Data governance is part of an evolving and dynamic rule set for realizing the societal and economic value from datasets. Data governance involves but is not limited to risk management or administering, or formalizing, discipline (e.g., behavior patterns) around the management of data. Data governance is a reflection of the choices made among normative and competing values and ideals such as—efficiency, economic efficiency—autonomy, individual personal autonomy— distributive justice—corrective justice between the parties—fairness and the like—where parity or equality in bargaining power between the parties is the foremost aspiration.

Value refers to the inherent wealth, economic and social, embedded in any data set that must be governed in order to realize that wealth for all members of the society.

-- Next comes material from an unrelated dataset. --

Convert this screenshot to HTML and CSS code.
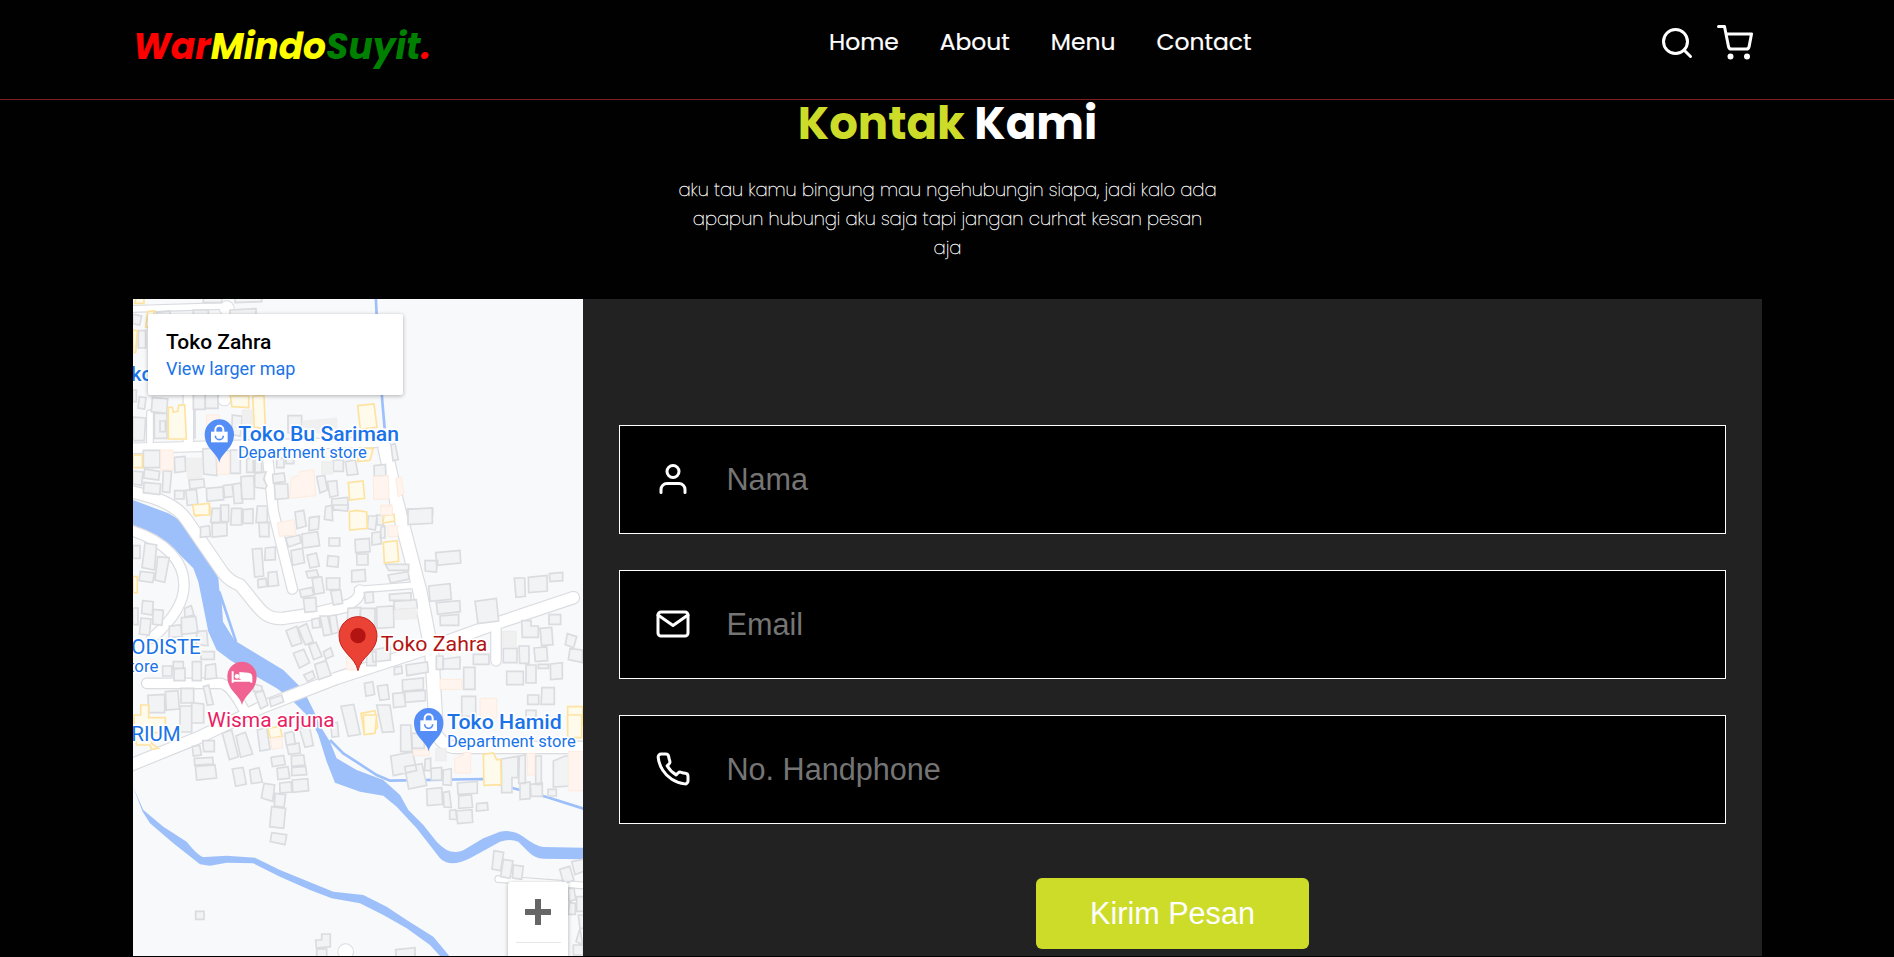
FILE: index.html
```
<!DOCTYPE html>
<html lang="id">
<head>
<meta charset="utf-8">
<title>WarMindoSuyit</title>
<link rel="stylesheet" href="styles.css">
</head>
<body>
<nav class="navbar">
  <a class="logo" href="#"><span class="red">War</span><span class="yellow">Mindo</span><span class="green">Suyit</span><span class="red">.</span></a>
  <div class="links"><a href="#">Home</a><a href="#">About</a><a href="#">Menu</a><a href="#">Contact</a></div>
  <div class="extra">
    <svg class="icon" viewBox="0 0 24 24"><circle cx="11" cy="11" r="8"/><path d="m21 21-4.350-4.350"/></svg>
    <svg class="icon" viewBox="0 0 24 24"><circle cx="9" cy="21" r="1"/><circle cx="20" cy="21" r="1"/><path d="M1 1h4l2.680 13.390a2 2 0 0 0 2 1.610h9.720a2 2 0 0 0 2-1.610L23 6H6"/></svg>
  </div>
</nav>
<section class="contact">
  <h2><span class="kontak">Kontak</span> <span>Kami</span></h2>
  <p class="intro">aku tau kamu bingung mau ngehubungin siapa, jadi kalo ada<br>apapun hubungi aku saja tapi jangan curhat kesan pesan<br>aja</p>
  <div class="row">
    <div class="map">
      <svg class="mapart" viewBox="9 12 1350 1971">
        <g class="water">
          <path d="M9 615 115 655 165 685 210 740 265 850 268 885 290 950 320 1040 460 1125 520 1185 550 1245 575 1300 600 1340 620 1390 680 1425 760 1455 810 1500 835 1545 880 1590 920 1640Q965 1690 1010 1660L1060 1630 1110 1610Q1150 1603 1180 1625 1220 1655 1240 1656L1359 1658V1693L1240 1691Q1215 1690 1195 1670L1165 1640Q1140 1630 1110 1640L1020 1690Q960 1720 930 1690L860 1600 800 1535 760 1502 690 1490 615 1463 590 1400 565 1320 540 1270 510 1240 475 1205 440 1180 380 1145 300 1095 260 1065 235 1010 215 910 205 860 190 820 130 760 80 720 9 695Z"/>
          <path d="M9 1475 40 1545 100 1595 170 1640Q210 1690 225 1686L290 1682 375 1688 450 1725 610 1790 700 1800 770 1835 830 1875 910 1925 958 1983H930L900 1950 830 1900 760 1860 690 1825 605 1810 540 1785 450 1745 370 1705 290 1703 240 1712 210 1708 130 1645 60 1585 38 1550Z"/>
        </g>
        <path class="ground" d="M275 920 315 1038 279 980Z"/>
        <path class="stream" d="M737 0 740 60 757 320 764 400M268 890 318 1040M600 1335 640 1375 740 1440 780 1457 1060 1452 1150 1480 1250 1506 1370 1544"/>
        <g class="casing">
          <path class="w18" d="M0 42 280 33M683 884 860 870M60 355V440M1105 1752 1370 1772"/>
          <path class="w28" d="M410 460 430 650 487 882M175 290V450M0 460 410 449 740 442M50 1165H270Q300 1165 345 1250M1098 1000V1098M0 705C110 740 162 800 162 870S100 1000 65 1030M690 885Q690 915 650 930"/>
          <path class="w36" d="M0 590C80 605 140 630 170 675L280 835Q300 860 330 870C390 940 400 975 460 970L560 955 650 933M-10 1415 200 1330 400 1235 620 1150 880 1065 1100 985 1330 908M905 1290Q930 1350 970 1357H1370"/>
          <path class="w42" d="M765 460 800 620 870 890 905 1070 918 1290"/>
          <circle cx="290" cy="40" r="21"/><circle cx="283" cy="312" r="19"/><circle cx="647" cy="1970" r="22"/>
        </g>
        <g class="road">
          <path class="w18" d="M0 42 280 33M683 884 860 870M60 355V440M1105 1752 1370 1772"/>
          <path class="w28" d="M410 460 430 650 487 882M175 290V450M0 460 410 449 740 442M50 1165H270Q300 1165 345 1250M1098 1000V1098M0 705C110 740 162 800 162 870S100 1000 65 1030M690 885Q690 915 650 930"/>
          <path class="w36" d="M0 590C80 605 140 630 170 675L280 835Q300 860 330 870C390 940 400 975 460 970L560 955 650 933M-10 1415 200 1330 400 1235 620 1150 880 1065 1100 985 1330 908M905 1290Q930 1350 970 1357H1370"/>
          <path class="w42" d="M765 460 800 620 870 890 905 1070 918 1290"/>
          <circle cx="290" cy="40" r="21"/><circle cx="283" cy="312" r="19"/><circle cx="647" cy="1970" r="22"/>
        </g>
        <path class="house" d="M220 5h55v18h-55zM315 5h80v15l-80 3zM9 58l26 5-6 27-20-4zM25 107h22v52h-22zM80 52l40-4v15h-40zM190 45h45v20h-45zM300 45l78-4v20h-78zM9 285h10v35H9zM28 305l20 3-4 34-20-3zM67 308l46 3-3 44-46-5zM9 366l38 3-4 68H9zM73 355h38v75H73zM90 378h16v32H90zM190 295h35v48h-35zM226 295h38v45h-38zM195 343v88M307 360l30 4-6 60-26-5zM474 362h41v52h-41zM40 466h50v52H40zM133 487l32-3 2 45-32 4zM218 462l40-3 3 83-40-5zM301 465h30v70h-30zM350 490h20v42h-20zM375 490h20v42h-20zM9 528l30 3-4 40-26-4zM44 522l45 7-3 26-45-6zM42 562l50 5-3 32-49-6zM100 527l25 2-6 64-22-3zM177 555l44-3 3 24-44 6zM134 587h28v25h-28zM167 586l32-3 5 45-32 3zM229 580l50-4 2 38-50 5zM280 572l26-4 5 36-27 4zM308 568l24-4 6 60-25 2zM333 545l38-3 2 38v32h-38zM374 535l34-4-7 22 10 20-5 8-32-4zM428 538l34-4 4 26-36 4zM433 567h40l2 43-39 3zM440 490h22v28h-22zM468 490h23v16h-23zM560 545l24-4 8 44-22 9zM592 560l28-3 4 44-24 6zM610 495h30v34h-30zM646 500l30-5 8 42-32 4zM732 512l34-4 2 35-35 2zM783 450l12-4 10 48-16 3zM605 612l48-5 2 34-48 6zM832 642h76v18h-76z"/>
        <g transform="translate(0 630)">
          <path class="house" d="M247 10h24v42h-29zM272 0h24v50h-22zM305 10h30v50h-33zM339 14l30-3v44h-30zM382 3h30v50h-34zM387 52h30v43h-28zM246 55l45-3v40l-44 4zM212 66l26-4 3 32-30 3zM495 21l26-5 8 47-28 8zM538 38l30-4-3 38-28 5zM587 5l19-4 2 46-25-4zM610 0h45l-3 18-42-4zM715 33h26l-5 42-24-4zM740 30h20v30h-18zM753 66l12-2v35h-14zM726 84l26-4 2 36-28 4zM834 13l73-4v46l-73 4zM9 122h21v38H9zM45 114l35 6-7 75-37-7zM83 155l35 3-14 74-29-7zM31 199l42 5-5 29-41-6zM367 132l28-2 6 83-27 3zM406 129l30-3v38l-32 2zM414 203l26-4 6 42-31 4zM383 224l25-4 3 24-26 4zM467 99l42-9 4 23-38 13zM516 87l47-7 6 42-51 7zM483 137l34-7 7 43-36 8zM531 151l28-7 9 39-28 6zM597 99h32v24h-32zM594 152l32 3-2 31-33-3zM675 104l43-4 2 40-43 3zM680 147h34v33h-33zM528 200l32-5 6 19-32 5zM546 220l29-5 8 48-29 5zM589 219h40v35h-39zM508 255l38-8 5 23-37 7zM520 280l37-3 3 42-35 3zM602 258l30-3 6 40-28 5zM665 197l40-4 2 35-42 3zM766 178h70v18h-60zM774 210l60-10 4 22-56 12zM703 263l26-3 2 32-25 2zM778 268l65-5v23h-64zM791 289l68-5 3 26-68 5zM885 167h38l-4 34-33-3zM917 143l73-7 2 38-72 7zM896 243l64-7 4 47-64 6zM919 293l70-6 2 33-68 8zM930 333l56-5v33h-55zM1153 219h31l2 55-28 3zM1195 217l56-6 1 47-56 5zM1258 206l40-4v25l-38 3zM1035 289l64-9 7 68-62 8zM1257 329h35v29h-35zM1175 347h28v16h22v34h-48zM1230 370l35-3 4 52-34 3zM1312 386l28 9-9 33-25-9zM1320 431l38 4v38l-43-9zM1212 429l38-3 3 41-37 3zM1167 423h30v52h-28zM1120 430h41v43h-41zM1030 448h47v30h-47zM919 453h20v40h-20zM940 462l50-6v36h-50zM1001 487h34v66h-34zM1130 499h50v40h-50zM1188 480h30v54h-30zM1225 478h30v12h-30zM1261 477l36-4v48l-35 3zM9 309h15v50H9zM38 287l32 3-3 40-32-5zM70 313l30 3-4 45-28-4zM33 339l30 3-5 48-30-3zM164 310l20-8 8 28-28 6zM154 338l43-4 7 49-49 5zM118 364l33-5 6 36-40 3zM200 380l30-3 4 45-35-3zM213 440h40v23h-40zM187 470h27v57h-27zM130 470h30v20h-30zM132 492l33-3v38h-33zM98 483h28v30h-28zM227 481l29-5 4 43-35 4zM220 545l16-5 14 58-18 3zM468 377l32-13 16 50-30 10zM504 368l26-12 20 54-24 10zM536 420l22-8 18 42-25 10zM580 440l22-12 8 24-23 10zM490 445l31-12 18 40-31 16zM554 478l34-11 15 44-37 13zM521 510l27-12 7 20-22 12zM545 343l22-4 4 28-23 2zM570 333h23l12 55-23 4zM598 333l20-3 8 52-20 5zM654 310l38-3-4 40-36 3zM692 310h43v60h-45zM740 306l50-3 2 64-51 3zM726 435l55-10v40l-52 6zM710 440h28v42h-28zM793 487l22-4 2 22-24 4zM828 480l64-9 3 30-64 11zM817 525l63-6v34l-62 6zM824 561l62-5v31l-60 5zM703 535l25-5 6 38-26 6zM742 543l30-4 6 43-28 4zM788 566l34-4 5 42-36 4zM995 574h42v60h-42zM1193 570h33v28h-33zM1236 548h37v50h-40zM1188 616h30v23h-30zM633 604l38-6 20 90-36 6zM740 600h40l12 80-35 2zM418 583l37-13 6 20-38 15zM375 565l24-9 15 44-22 12zM54 571l50-3v55H56zM106 560l38-3 4 55-39 3zM153 550h38v44h-38zM150 603h35v78h-35zM185 593l36 4v57h-36zM370 536l26 8v15h-26z"/>
          <path class="shop" d="M190 5h50v22l-45 6zM658 20l22-4 30 5 2 49-53 5zM762 31l30-3 2 20-35 6zM760 112l41-5 5 62-43 5zM9 215h13v48H9zM32 600h24v38h50v45H12v-53h20zM693 625l42-8 8 50-20 20h-20zM1313 605h45v55h-45z"/>
          <path class="pale" d="M442 54l49-10 7 46-50 4zM753 0h33v22h-33zM774 62h29v33h-29zM930 523h65v30h-65zM650 455h30v40h-30zM1050 580h50v60h-50z"/>
          <path class="dim" d="M794 314l67-5v32l-67 3zM1118 378h41v46h-41z"/>
        </g>
        <path class="shop" d="M20 5h22v20H14zM53 50l20-3-2 53-24-4zM9 105l13 2-5 65H9zM115 337h12l3 14 14-2 2-18 18-2 5 103h-54zM301 303h55v35l-50-3zM368 304l34-3 4 100-33-4zM683 332l49-5 9 70-50 5zM9 480h28v38H9zM655 563l44-5 5 52-45 5zM188 630l50-5v35h-45zM685 460h45l-10 36-36 4z"/>
        <path class="pale" d="M92 465h38v60H92zM260 475h38v63h-35zM230 360h38v30h-38zM484 548l25-8v-10l42-6 6 78-78 8zM730 545l45-3 2 70-46 2zM797 550l17-3 8 50-18 8zM752 635h35v25h-35z"/>
        <path class="dim" d="M337 345h30v44h-30zM169 490h46v60h-42zM516 379l104-10v40l-102 8zM575 500h34v37h-34z"/>
        <g transform="translate(0 1260)">
          <path class="house" d="M187 94l22-3 5 29-24 3zM218 77h35v33h-32zM277 55l28-10 20 80-27 9zM318 62l28-10 22 65-36 10zM382 45l28-7 10 65-30 5zM464 55l26-6 6 38-27 3zM508 40l30-8 12 60-25 5zM470 90l37-6 4 30-35 4zM602 26l20-4 4 42-20 2zM193 130l55-3 2 20-56 3zM196 154l59-4 5 39-60 6zM307 162l32-5 10 50-32 7zM359 165l28-7 10 43-33 5zM423 127l38-6 5 28-39 6zM484 123l37-3 4 30-40 4zM485 158l42-4 3 25-45 3zM441 160l33-5 5 35-35 4zM402 205l32 5-6 49-34-10zM449 204l34-3 3 30-36 3zM487 195l46-4 3 36-48 5zM435 235l32 4-5 38-29-4zM425 275l42 5-6 60-42-5zM425 353l45 6-5 30-44-9zM812 30h30l4 80h-34zM845 55h38v45h-36zM782 123l66-12 12 56-70 15zM824 155l52-9 14 65-54 11zM885 133l17-4v38h-18zM903 160l32-3v38h-31zM940 165l24-4v50l-25-2zM982 204l60-5v36l-58 3zM890 222l45-4 3 50-46 4zM940 232l18-3 6 49-22-2zM986 243l38-4 4 38-42 3zM1040 266l32-3 2 22-35 3zM959 287l18-3 4 30-22-2zM979 288l47-4 2 38-45 4zM1114 132l50-8v64h-18v45h-31zM1168 123l18-3v85h-20zM1217 123h17v85h-17zM1270 138l35-15h13v90l-48 3zM1170 205l30-4v50l-30 3zM1201 208l36-4v40h-34zM1254 223h25v20h-25zM1092 407l29 5-9 55-26-5zM1120 433l29 5-9 52-28-5zM1150 450l30 4-5 39-27-4zM1289 463l30-9 13 42-31 10zM1325 440l40-8v36l-30 11zM1314 520h18l5 34-20 5zM1340 545h25v44h-25zM1318 563l18 2v33h-22zM1345 600h20v40h-15zM1350 640l-12 40 20 10zM1330 690h30v30h-30zM197 589h25v24h-25zM557 675h18v-18h26v38l-42 4zM560 702h30v25h-30zM797 704l58-6v30h-57z"/>
          <path class="shop" d="M15 65l50-5v25l20 15-20 3-5-13H20zM414 40l35-6 8 30-36 5zM700 0h40l-5 55-32 4zM1060 118l30-4 10 20h12l2 75-52 2zM1313 0h42v68h-42z"/>
          <path class="pale" d="M420 70l35-4 3 32-32 6zM850 105h48v17h-48zM974 130l26-10v-8h22v62h-47zM1192 115h22v65h-22zM1315 110h50v117h-50z"/>
          <path class="dim" d="M917 100h32v38h-32z"/>
        </g>
        <defs>
          <path id="pin" d="M0 86C-6 55-44 45-44 0A44 44 0 0 1 44 0C44 45 6 55 0 86Z"/>
          <g id="bag"><path d="M-25-7h50v32h-50z" fill="#fff"/><path d="M-12-5v-8a12 12 0 0 1 24 0v8" fill="none" stroke="#fff" stroke-width="6"/><path d="M-12 5a12 12 0 0 0 24 0" fill="none" stroke="#548df5" stroke-width="5"/></g>
        </defs>
        <g fill="#548df5" transform="translate(268 417)"><use href="#pin"/><use href="#bag"/></g>
        <g fill="#548df5" transform="translate(896 1283)"><use href="#pin"/><use href="#bag"/></g>
        <g fill="#f06292" transform="translate(336 1144)"><use href="#pin"/><path d="M-28-15v34M-28 13h56M28 19V2Q28-7 18-8L-5-10v18" fill="none" stroke="#fff" stroke-width="6"/><path d="M-4-10 20-8Q28-6 28 12H-4Z" fill="#fff"/><circle cx="-15" cy="0" r="7" fill="#fff"/></g>
        <g transform="translate(684 1022)"><path d="M0 105C-8 62-57 50-57 0A57 57 0 0 1 57 0C57 50 8 62 0 105Z" fill="#ea4335" stroke="#c5221f" stroke-width="3"/><circle r="23" fill="#b31412"/></g>
        <g class="labels">
          <text class="bold blue" x="325" y="438" font-size="60" textLength="482" lengthAdjust="spacingAndGlyphs">Toko Bu Sariman</text>
          <text class="blue" x="324" y="489" font-size="47" textLength="386" lengthAdjust="spacingAndGlyphs">Department store</text>
          <text class="bold blue" x="951" y="1303" font-size="60" textLength="344" lengthAdjust="spacingAndGlyphs">Toko Hamid</text>
          <text class="blue" x="951" y="1355" font-size="47" textLength="386" lengthAdjust="spacingAndGlyphs">Department store</text>
          <text class="bold blue" x="3" y="258" font-size="60">ko</text>
          <text class="blue" x="4" y="1077" font-size="60" textLength="208" lengthAdjust="spacingAndGlyphs">ODISTE</text>
          <text class="blue" x="-3" y="1130" font-size="47" textLength="88" lengthAdjust="spacingAndGlyphs">tore</text>
          <text class="blue" x="4" y="1339" font-size="60" textLength="148" lengthAdjust="spacingAndGlyphs">RIUM</text>
          <text class="maroon" x="752" y="1067" font-size="60" textLength="320" lengthAdjust="spacingAndGlyphs">Toko Zahra</text>
          <text class="pink" x="232" y="1296" font-size="60" textLength="382" lengthAdjust="spacingAndGlyphs">Wisma arjuna</text>
        </g>
      </svg>
      <div class="place"><strong>Toko Zahra</strong><a href="#">View larger map</a></div>
      <div class="zoom"><span class="plus"></span></div>
    </div>
    <form class="form">
      <label class="field"><svg class="icon" viewBox="0 0 24 24"><path d="M20 21v-2a4 4 0 0 0-4-4H8a4 4 0 0 0-4 4v2"/><circle cx="12" cy="7" r="4"/></svg><input type="text" placeholder="Nama"></label>
      <label class="field"><svg class="icon" viewBox="0 0 24 24"><path d="M4 4h16c1.100 0 2 .9 2 2v12c0 1.100-.9 2-2 2H4c-1.100 0-2-.9-2-2V6c0-1.100.9-2 2-2z"/><path d="m22 6-10 7L2 6"/></svg><input type="text" placeholder="Email"></label>
      <label class="field"><svg class="icon" viewBox="0 0 24 24"><path d="M22 16.920v3a2 2 0 0 1-2.180 2 19.790 19.790 0 0 1-8.630-3.070 19.500 19.500 0 0 1-6-6 19.790 19.790 0 0 1-3.070-8.670A2 2 0 0 1 4.110 2h3a2 2 0 0 1 2 1.720 12.840 12.840 0 0 0 .7 2.810 2 2 0 0 1-.45 2.110L8.090 9.910a16 16 0 0 0 6 6l1.270-1.270a2 2 0 0 1 2.110-.45 12.840 12.840 0 0 0 2.810.7A2 2 0 0 1 22 16.920z"/></svg><input type="text" placeholder="No. Handphone"></label>
      <button class="send" type="button">Kirim Pesan</button>
    </form>
  </div>
</section>
</body>
</html>
```
FILE: styles.css
```
* { box-sizing: border-box; margin: 0; padding: 0; }
body { height: 957px; overflow: hidden; background: #010101; color: #fff; font-family: Poppins, Inter, sans-serif; }
a { text-decoration: none; }
.icon { flex: none; width: 36px; height: 36px; fill: none; stroke: #fff; stroke-width: 2; stroke-linecap: round; stroke-linejoin: round; }

.navbar { display: grid; grid-template-columns: 696px 1fr auto; height: 100px; padding: 0 133px; border-bottom: 1px solid #7c1e23; }
.logo { padding: 25px 0 0; font-size: 36px; line-height: 44px; font-weight: 700; font-style: italic; white-space: nowrap; }
.red { color: red; }
.yellow { color: yellow; }
.green { color: green; }
.links { display: flex; gap: 41px; padding-top: 22px; font-size: 23.4px; line-height: 40px; -webkit-text-stroke: .2px #fff; }
.links a { color: #fff; white-space: nowrap; }
.extra { display: flex; gap: 22px; padding: 25px 8px 0 0; }

.contact h2 { height: 47px; padding: 1px 0 0 1px; text-align: center; font-size: 45px; line-height: 46px; white-space: nowrap; }
.kontak { color: #cddc29; }
.intro { height: 152px; padding: 28px 0 0 1px; font-size: 18px; line-height: 29px; font-weight: 100; text-align: center; -webkit-text-stroke: .3px #fff; }
.row { display: flex; width: 1629px; height: 657px; margin-left: 133px; background: #222; overflow: hidden; }

.map { position: relative; flex: none; width: 450px; height: 657px; overflow: hidden; background: #f8f9fb; }
.mapart { display: block; width: 450px; height: 657px; }
.water { fill: #9dc0fa; }
.stream { fill: none; stroke: #9dc0fa; stroke-width: 8; }
.ground { fill: #f8f9fb; }
.casing, .road { fill: none; stroke-linecap: round; stroke-linejoin: round; }
.casing { stroke: #dadce0; }
.road { stroke: #fff; }
.casing circle { fill: #dadce0; stroke-width: 6; }
.road circle { fill: #fff; stroke: none; }
.casing .w18 { stroke-width: 24; }
.casing .w28 { stroke-width: 35; }
.casing .w36 { stroke-width: 41; }
.casing .w42 { stroke-width: 46; }
.road .w18 { stroke-width: 17; }
.road .w28 { stroke-width: 28; }
.road .w36 { stroke-width: 34; }
.road .w42 { stroke-width: 39; }
.house { fill: #f1f3f4; stroke: #dadce0; stroke-width: 5; }
.shop { fill: #fffbec; stroke: #fee3a0; stroke-width: 5; }
.pale { fill: #fff5ee; stroke: #fdebdf; stroke-width: 3; }
.dim { fill: #f0f0f0; stroke: #ebebeb; stroke-width: 2; }
.labels text { font-family: Roboto, sans-serif; stroke: #fff; stroke-width: 10; stroke-linejoin: round; paint-order: stroke; }
.labels .bold { font-weight: 500; }
.blue { fill: #1a73e8; }
.maroon { fill: #b31412; }
.pink { fill: #e91e63; }
.place { position: absolute; left: 15px; top: 15px; display: flex; flex-direction: column; width: 255px; height: 81px; padding: 15px 18px; border-radius: 2px; background: #fff; box-shadow: 0 1px 4px rgba(0, 0, 0, .3); font-family: Roboto, sans-serif; }
.place strong { color: #000; font-size: 21px; line-height: 26px; font-weight: 500; }
.place a { color: #1a73e8; font-size: 18px; line-height: 27px; }
.zoom { position: absolute; left: 375px; top: 583px; display: flex; flex-direction: column; align-items: center; width: 60px; height: 90px; padding-top: 17px; border-radius: 3px; background: #fff; box-shadow: 0 1px 4px rgba(0, 0, 0, .3); }
.zoom::after { content: ""; width: 45px; height: 1px; margin-top: 17px; background: #e6e6e6; }
.plus { width: 26px; height: 26px; background: linear-gradient(#666, #666) center / 26px 6px no-repeat, linear-gradient(#666, #666) center / 6px 26px no-repeat; }

.form { display: flex; flex: 1; flex-direction: column; align-items: center; padding: 126px 36px 0; }
.field { display: flex; flex: none; align-items: center; width: 100%; height: 109px; margin-bottom: 36px; padding-left: 35px; border: 1px solid #fff; background: #000; }
.field .icon { margin-bottom: 1px; }
.field input { width: 900px; height: 60px; margin-left: 35.5px; border: 0; outline: 0; background: transparent; color: #fff; font: 30.6px "Liberation Sans", Arial, sans-serif; }
.field input::placeholder { color: #757575; }
.send { width: 273px; height: 71px; margin-top: 18px; border: 0; border-radius: 6px; background: #cddc29; color: #fff; font: 30.6px "Liberation Sans", Arial, sans-serif; }
```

Best Practices for Human Attributes

How to Move towards Trustworthy ground with Human Attributes

Human Attributes—all the aspects of a life—in online transaction environments—should progress towards the creation of Standards for the attributes-lifecycle. Such Standards should include how to respect, care and creatively treat those attributes. I think this is the right direction.
I think there should be a base Standard of assurance that will allow for the greatest range of transactions by the greatest number of participants. More on this later. Such a base standard of assurance should be agreeable by all stakeholders including individuals. This will require individuals to better understand monetization of human attributes and the crucial complex of the meaning of human attributes.
To move towards and achieve Standards for the attribute lifecycle a central challenge and dilemma must be undertaken to transparently articulate the relationship between Personally Identifiable Information (PII), attributes over a lifecycle and attributes that create PII through aggregation, provenance or other time related processes. We must acknowledge that PII and attributes are, more or less, on a continuum. The truth needs to be told that privacy requirements are not meaningful without taking on this challenge. I have some suggestions for standards in this area that I would like to forward at the proper time.
Here lie many perils and much promise.

The Human Trust Experience and The Importance of Economic Inclusion

Critical to the success of the NSTIC Strategy and the IDESG is the breadth and depth of trust and confidence, innovation and economic progress it releases created through the standards and certification it accredits. As Obama said in his release of the NSTIC Strategy “…we cannot know what companies have not been launched, what products or services have not been developed…what we do know is this: by making online transactions more trustworthy and enhancing consumers’ privacy…we will foster growth and innovation, online and across our economy in ways we can scarcely imagine…ultimately, that is the goal of this strategy.”
Precisely because we cannot predict how innovations will emerge and from whom we cannot rightfully leave anyone out by making barriers for participation or designing solutions without questioning our assumptions. We don’t know if innovations will come from the self-employed, the small business, the large business or even the unemployed. Evaluation of issues of economic inclusion must be central to the development of the Identity Ecosystem Framework, the identification and authentication standards risk models (NSTIC Objective 1.2) and the administration of the standards development and accreditation (NSTIC Objective 1.4) and ultimately the promise of our democracy to govern and fulfill its promise of equal opportunity.